Nice work Peter, wish I came across your version before I made mine this past weekend, like the Chinese, I would have copied it.
Here's my version using an old micrometer head, built the handle from spare parts, machined a round nut that can be timed to allow a 1/4 turn of the handle to completely clamp the stop tight, it works well, but a little long in the tooth.


----------



## Tom Kitta (Apr 24, 2017)

Wish you posted on Saturday - I would have modified my design a bit and increased the metal I have on the side facing the operator. I plan on using simple screw for my stop. Open and release faces the operator.


----------



## PeterT (Apr 24, 2017)

Nice in return Earl. If I would have seen your clamp on the underside vs. mine on top, maybe would have copied that haha. I looked at doing a mic head like yours but just couldn't find a reasonable $ used one at the time. But mostly I wanted to make left & right 'twins' to stop on either side of the saddle because that was the job facing me on the model engine crankcase. It has a deep recess in the middle inside bore to allow the master rod clearance.

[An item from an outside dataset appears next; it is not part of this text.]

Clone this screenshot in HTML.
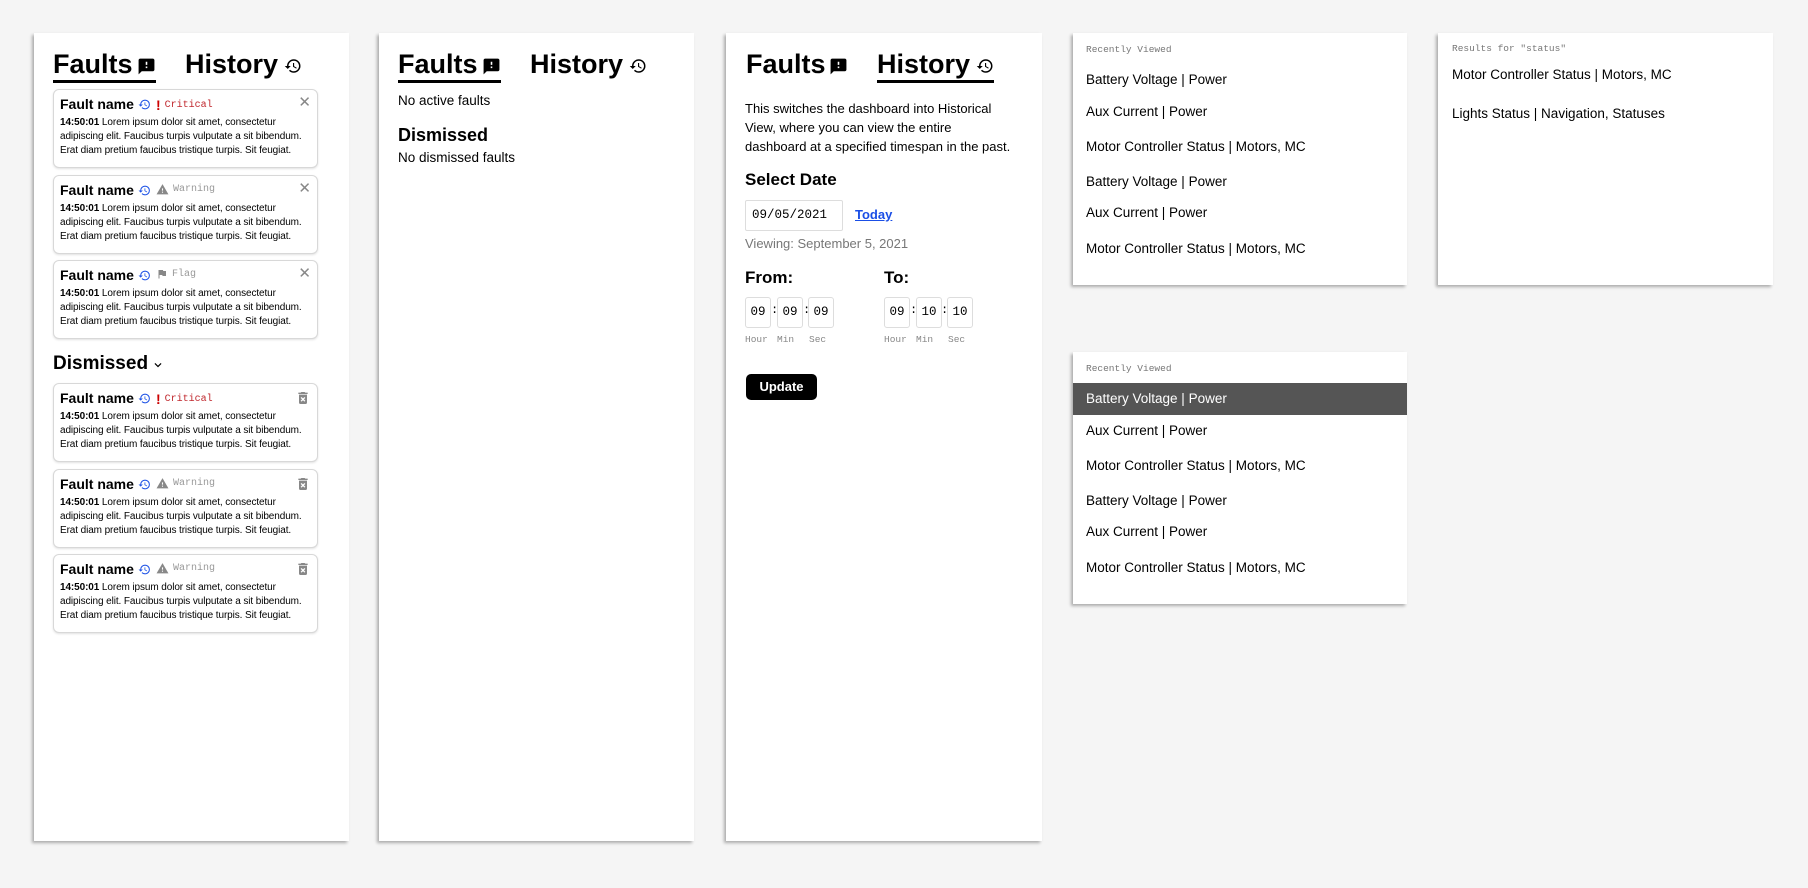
<!DOCTYPE html>
<html><head><meta charset="utf-8"><style>
*{margin:0;padding:0;box-sizing:border-box}
body{width:1808px;height:888px;background:#f5f5f5;position:relative;overflow:hidden;font-family:"Liberation Sans",sans-serif;color:#000}
.p{position:absolute;background:#fff;box-shadow:-2px 2px 3px rgba(0,0,0,.3)}
.a{position:absolute;white-space:nowrap}
.h{font-size:27px;font-weight:bold;line-height:32px}
.ul{position:absolute;height:3px;background:#000}
.card{position:absolute;left:53px;width:265px;height:79px;border:1px solid #d8d8d8;border-radius:6px;box-shadow:0 1px 2px rgba(0,0,0,.12);background:#fff}
.card .t{position:absolute;left:6px;top:6px;font-size:14px;font-weight:bold}
.card .b{position:absolute;left:6px;top:26px;width:256px;font-size:10px;line-height:14px;letter-spacing:-0.1px}
.card .hi{position:absolute;left:84px;top:8px}
.card .tag{position:absolute;left:102px;top:7px;font-family:"Liberation Mono",monospace;font-size:10px;display:flex;align-items:center;gap:4px}
.card .x{position:absolute;right:6px;top:3px;color:#888;font-size:15px}
.card .tr{position:absolute;right:6px;top:6px}
.mono{font-family:"Liberation Mono",monospace}
.row{position:absolute;left:13px;font-size:13.5px}
.lab{position:absolute;left:13px;font-family:"Liberation Mono",monospace;font-size:9.5px;color:#777}
.tb{position:absolute;top:297px;width:26px;height:31px;border:1px solid #ddd;border-radius:3px;font-family:"Liberation Mono",monospace;font-size:12.5px;text-align:center;line-height:29px}
.col{position:absolute;top:303px;font-family:"Liberation Mono",monospace;font-size:12px}
.tl{position:absolute;top:334px;font-family:"Liberation Mono",monospace;font-size:9.5px;color:#888}
</style></head><body>
<svg width="0" height="0" style="position:absolute"><defs>
<symbol id="hist" viewBox="0 0 24 24"><path d="M13 3a9 9 0 0 0-9 9H1l3.89 3.89.07.14L9 12H6c0-3.870 3.130-7 7-7s7 3.130 7 7-3.130 7-7 7c-1.930 0-3.680-.790-4.940-2.060l-1.420 1.420A8.954 8.954 0 0 0 13 21a9 9 0 0 0 0-18zm-1 5v5l4.280 2.540.720-1.210-3.500-2.080V8H12z"/></symbol>
<symbol id="fb" viewBox="0 0 24 24"><path d="M20 2H4c-1.1 0-1.990.9-1.990 2L2 22l4-4h14c1.1 0 2-.9 2-2V4c0-1.1-.9-2-2-2zm-7 12h-2v-2h2v2zm0-4h-2V6h2v4z"/></symbol>
<symbol id="warn" viewBox="0 0 24 24"><path d="M1 21h22L12 2 1 21zm12-3h-2v-2h2v2zm0-4h-2v-4h2v4z"/></symbol>
<symbol id="flag" viewBox="0 0 24 24"><path d="M14.4 6L14 4H5v17h2v-7h5.6l.4 2h7V6z"/></symbol>
<symbol id="del" viewBox="0 0 24 24"><path d="M6 19c0 1.1.9 2 2 2h8c1.1 0 2-.9 2-2V7H6v12zm2.460-7.120l1.410-1.410L12 12.590l2.120-2.120 1.410 1.410L13.410 14l2.120 2.120-1.410 1.410L12 15.410l-2.120 2.120-1.410-1.410L10.590 14l-2.130-2.120zM15.500 4l-1-1h-5l-1 1H5v2h14V4z"/></symbol>
</defs></svg>

<!-- Panel 1 -->
<div class="p" style="left:34px;top:33px;width:315px;height:808px"></div>
<div class="a h" style="left:53px;top:48px">Faults</div>
<svg class="a" style="left:137px;top:57px" width="19" height="19"><use href="#fb"/></svg>
<div class="ul" style="left:53px;top:80px;width:103px"></div>
<div class="a h" style="left:185px;top:48px">History</div>
<svg class="a" style="left:284px;top:57px" width="18" height="18"><use href="#hist"/></svg>

<div class="card" style="top:89px"><div class="t">Fault name</div><svg class="hi" width="13" height="13" fill="#2155e6"><use href="#hist"/></svg><div class="tag" style="color:#c0272d"><b style="font-family:'Liberation Sans';font-size:14px;color:#c00">!</b>Critical</div><div class="x">✕</div><div class="b"><b>14:50:01</b> Lorem ipsum dolor sit amet, consectetur adipiscing elit. Faucibus turpis vulputate a sit bibendum. Erat diam pretium faucibus tristique turpis. Sit feugiat.</div></div>
<div class="card" style="top:175px"><div class="t">Fault name</div><svg class="hi" width="13" height="13" fill="#2155e6"><use href="#hist"/></svg><div class="tag" style="color:#999"><svg width="13" height="13" fill="#888"><use href="#warn"/></svg>Warning</div><div class="x">✕</div><div class="b"><b>14:50:01</b> Lorem ipsum dolor sit amet, consectetur adipiscing elit. Faucibus turpis vulputate a sit bibendum. Erat diam pretium faucibus tristique turpis. Sit feugiat.</div></div>
<div class="card" style="top:260px"><div class="t">Fault name</div><svg class="hi" width="13" height="13" fill="#2155e6"><use href="#hist"/></svg><div class="tag" style="color:#999"><svg width="12" height="12" fill="#888"><use href="#flag"/></svg>Flag</div><div class="x">✕</div><div class="b"><b>14:50:01</b> Lorem ipsum dolor sit amet, consectetur adipiscing elit. Faucibus turpis vulputate a sit bibendum. Erat diam pretium faucibus tristique turpis. Sit feugiat.</div></div>

<div class="a" style="left:53px;top:353px;font-size:19px;font-weight:bold">Dismissed</div>
<svg class="a" style="left:151px;top:358px" width="14" height="14" viewBox="0 0 24 24"><path d="M7.41 8.59L12 13.17l4.59-4.58L18 10l-6 6-6-6z"/></svg>

<div class="card" style="top:383px"><div class="t">Fault name</div><svg class="hi" width="13" height="13" fill="#2155e6"><use href="#hist"/></svg><div class="tag" style="color:#c0272d"><b style="font-family:'Liberation Sans';font-size:14px;color:#c00">!</b>Critical</div><svg class="tr" width="16" height="16" fill="#888"><use href="#del"/></svg><div class="b"><b>14:50:01</b> Lorem ipsum dolor sit amet, consectetur adipiscing elit. Faucibus turpis vulputate a sit bibendum. Erat diam pretium faucibus tristique turpis. Sit feugiat.</div></div>
<div class="card" style="top:469px"><div class="t">Fault name</div><svg class="hi" width="13" height="13" fill="#2155e6"><use href="#hist"/></svg><div class="tag" style="color:#999"><svg width="13" height="13" fill="#888"><use href="#warn"/></svg>Warning</div><svg class="tr" width="16" height="16" fill="#888"><use href="#del"/></svg><div class="b"><b>14:50:01</b> Lorem ipsum dolor sit amet, consectetur adipiscing elit. Faucibus turpis vulputate a sit bibendum. Erat diam pretium faucibus tristique turpis. Sit feugiat.</div></div>
<div class="card" style="top:554px"><div class="t">Fault name</div><svg class="hi" width="13" height="13" fill="#2155e6"><use href="#hist"/></svg><div class="tag" style="color:#999"><svg width="13" height="13" fill="#888"><use href="#warn"/></svg>Warning</div><svg class="tr" width="16" height="16" fill="#888"><use href="#del"/></svg><div class="b"><b>14:50:01</b> Lorem ipsum dolor sit amet, consectetur adipiscing elit. Faucibus turpis vulputate a sit bibendum. Erat diam pretium faucibus tristique turpis. Sit feugiat.</div></div>

<!-- Panel 2 -->
<div class="p" style="left:379px;top:33px;width:315px;height:808px"></div>
<div class="a h" style="left:398px;top:48px">Faults</div>
<svg class="a" style="left:482px;top:57px" width="19" height="19"><use href="#fb"/></svg>
<div class="ul" style="left:398px;top:80px;width:103px"></div>
<div class="a h" style="left:530px;top:48px">History</div>
<svg class="a" style="left:629px;top:57px" width="18" height="18"><use href="#hist"/></svg>
<div class="a" style="left:398px;top:93px;font-size:13.5px">No active faults</div>
<div class="a" style="left:398px;top:125px;font-size:18px;font-weight:bold">Dismissed</div>
<div class="a" style="left:398px;top:150px;font-size:13.5px">No dismissed faults</div>

<!-- Panel 3 -->
<div class="p" style="left:726px;top:33px;width:316px;height:808px"></div>
<div class="a h" style="left:746px;top:48px">Faults</div>
<svg class="a" style="left:829px;top:57px" width="19" height="19"><use href="#fb"/></svg>
<div class="a h" style="left:877px;top:48px">History</div>
<svg class="a" style="left:976px;top:57px" width="18" height="18"><use href="#hist"/></svg>
<div class="ul" style="left:877px;top:80px;width:117px"></div>
<div class="a" style="left:745px;top:99px;font-size:13px;line-height:19px">This switches the dashboard into Historical<br>View, where you can view the entire<br>dashboard at a specified timespan in the past.</div>
<div class="a" style="left:745px;top:170px;font-size:17px;font-weight:bold">Select Date</div>
<div class="a mono" style="left:745px;top:200px;width:98px;height:31px;border:1px solid #ddd;border-radius:2px;font-size:12.5px;line-height:29px;padding-left:6px">09/05/2021</div>
<div class="a" style="left:855px;top:207px;font-size:13px;font-weight:bold;color:#1a4ee6;text-decoration:underline">Today</div>
<div class="a" style="left:745px;top:236px;font-size:13px;color:#777">Viewing: September 5, 2021</div>
<div class="a" style="left:745px;top:268px;font-size:17px;font-weight:bold">From:</div>
<div class="a" style="left:884px;top:268px;font-size:17px;font-weight:bold">To:</div>
<div class="tb" style="left:745px">09</div><div class="col" style="left:771px">:</div>
<div class="tb" style="left:777px">09</div><div class="col" style="left:803px">:</div>
<div class="tb" style="left:808px">09</div>
<div class="tb" style="left:884px">09</div><div class="col" style="left:910px">:</div>
<div class="tb" style="left:916px">10</div><div class="col" style="left:941px">:</div>
<div class="tb" style="left:947px">10</div>
<div class="tl" style="left:745px">Hour</div><div class="tl" style="left:777px">Min</div><div class="tl" style="left:809px">Sec</div>
<div class="tl" style="left:884px">Hour</div><div class="tl" style="left:916px">Min</div><div class="tl" style="left:948px">Sec</div>
<div class="a" style="left:746px;top:374px;width:71px;height:26px;background:#000;border-radius:5px;color:#fff;font-weight:bold;font-size:13px;text-align:center;line-height:26px">Update</div>

<!-- Panel 4 -->
<div class="p" style="left:1073px;top:33px;width:334px;height:252px">
<div class="lab" style="top:11px">Recently Viewed</div>
<div class="row" style="top:39px">Battery Voltage | Power</div>
<div class="row" style="top:71px">Aux Current | Power</div>
<div class="row" style="top:106px">Motor Controller Status | Motors, MC</div>
<div class="row" style="top:141px">Battery Voltage | Power</div>
<div class="row" style="top:172px">Aux Current | Power</div>
<div class="row" style="top:208px">Motor Controller Status | Motors, MC</div>
</div>
<!-- Panel 5 -->
<div class="p" style="left:1438px;top:33px;width:335px;height:252px">
<div class="lab" style="top:10px;left:14px">Results for "status"</div>
<div class="row" style="top:34px;left:14px">Motor Controller Status | Motors, MC</div>
<div class="row" style="top:73px;left:14px">Lights Status | Navigation, Statuses</div>
</div>
<!-- Panel 6 -->
<div class="p" style="left:1073px;top:352px;width:334px;height:252px">
<div class="lab" style="top:11px">Recently Viewed</div>
<div style="position:absolute;left:0;top:31px;width:334px;height:32px;background:#555"></div>
<div class="row" style="top:39px;color:#fff">Battery Voltage | Power</div>
<div class="row" style="top:71px">Aux Current | Power</div>
<div class="row" style="top:106px">Motor Controller Status | Motors, MC</div>
<div class="row" style="top:141px">Battery Voltage | Power</div>
<div class="row" style="top:172px">Aux Current | Power</div>
<div class="row" style="top:208px">Motor Controller Status | Motors, MC</div>
</div>
</body></html>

I find that creeping up to a fixed stop 9any stop) on successive passes can be a bit of  heads-up thing anyway, at least cutting steel. If your tool has a nose radius & pass has some depth, it gets a bit gritty in the shoulder corner if you know what I mean. So I tend to rough up just shy of the stop on roughing passes so I'm not bumping it each time, then do a traverse cleanup path on the stop position. Ultimately I'm watching the DRO so in my case its just a glorified limiter bumper.... but I try REAL hard never to bump under power feed or bad things happen.


----------



## Tom Kitta (Apr 24, 2017)

Just realised this - wouldn't micrometer somewhat delicate thread & locking mechanism be damaged by repeat stops of the lathe saddle on it?


----------



## Earl Wong (Apr 24, 2017)

Tom Kitta said:


> Just realised this - wouldn't micrometer somewhat delicate thread & locking mechanism be damaged by repeat stops of the lathe saddle on it?


Absolutely, that's why I used an old head I had around, it's a "Lufkin" older one made in the USA but it wasn't in the best of shape, not the best turning action, so didn't mind sacrificing it, especially like to use the hardened ground rod as a stop. I salvaged it from a broken 5" micrometer


----------



## PeterT (Apr 24, 2017)

Looks like I clipped the bottom of picture showing twin left & right stops on either side of carriage locked on lathe V-way, but you get the general idea.


----------